衆院本会議で2日、「刑法の一部を改正する法律案」(性犯罪厳罰化法案)の趣旨説明と質疑が行われ、民進党を代表して井出庸生議員が質問に立った。
本法案の主な内容は、(1)「強姦罪」を廃止、「強制性交等罪」を新設(2)法定刑の下限を懲役3年から5年に引き上げ(3)告訴がなくても起訴できるように改める親告罪規定の削除(4)被害者を女性に限らず、一部の性交類似行為と一本化(5)「監護者わいせつ罪」として処罰する規定も新設――等というもの。
明治時代の制定以来の大幅改正になる本法案の重要性について井出議員は、「苦しみの中から声を上げられた方、さらには、声を上げることができなかった多くの方々、苦しみの中を歩み続けるご家族、被害者に寄り添い支援に当たってこられた関係者の方々の、努力の結実である」と指摘。その一方、議会の慣例を破り、これほど重要な法案より共謀罪法案の審議を先行させ、強行採決した政府与党の議会運営に対して強く抗議した。
強姦について井出議員は、それが「魂の殺人」だと言われるゆえんについて、フランスの学者、ジョルジュ・ヴィガレロの書いた「強姦の歴史」という本をひもといて説明した。「1978年の強姦裁判、エクスの裁判に関連する言葉として、被害者が『強姦、それは破壊でした。私たちそのものを破壊することでした』と、被害者の弁護人が、『強姦の日から、彼女たちは、内面に入り込んで離れない死を抱えて生きなければならない』などの証言を紹介した。
強姦罪の保護法益が判例・通説で「性的自由の侵害」とされているのに対して、強姦罪改め強制性交等罪の保護法益について、「性的自由のみにとどまるのか。それとも、被害者の人格や尊厳、心身を守ることも保護法益とするのか」をただした。それに対して金田法相は「強姦罪の保護法益は一般に性的自由、性的自己決定権と解されている。強制性交等罪の保護法益も同様と考える」「人格や尊厳を性犯罪の保護法益にするのは抽象的に過ぎる」と答弁した。
本改正案の強制性交等罪の要件に「暴行又は脅迫」が課されていることに関連して「恐怖で身がすくむ、殺されるかもしれないと思って抵抗できない。これは被害者に起こる普通の反応だ」と指摘し、こうした反応と、強制性交等罪の構成要件に暴行・脅迫要件を課すことの合理性について政府側の見解を求めた。金田法相は「客観的要件を定めていることには合理性がある」と見直す考えのないことを明らかにした。

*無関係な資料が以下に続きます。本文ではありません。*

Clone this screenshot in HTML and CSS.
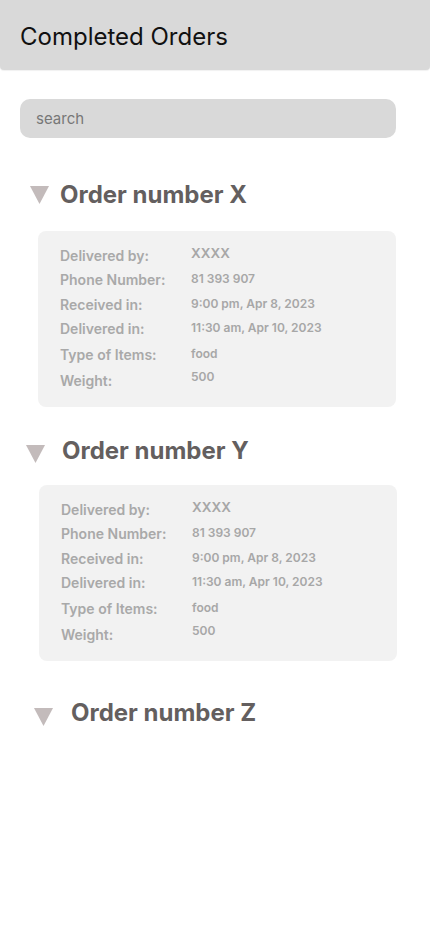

強姦罪の公訴時効期間が10年、強制わいせつ罪が7年という現行法の規定に関連して「児童ポルノ被害の深刻化などに鑑みれば、被害者が成人もしくは自立してからでも被害申告ができるよう、未成年者を対象に、時効を一定年数停止することも重要な検討事項ではないか」と提案し、政府側の認識をただした。金田法相は「慎重な検討を要する」と述べ、否定的な見解を示した。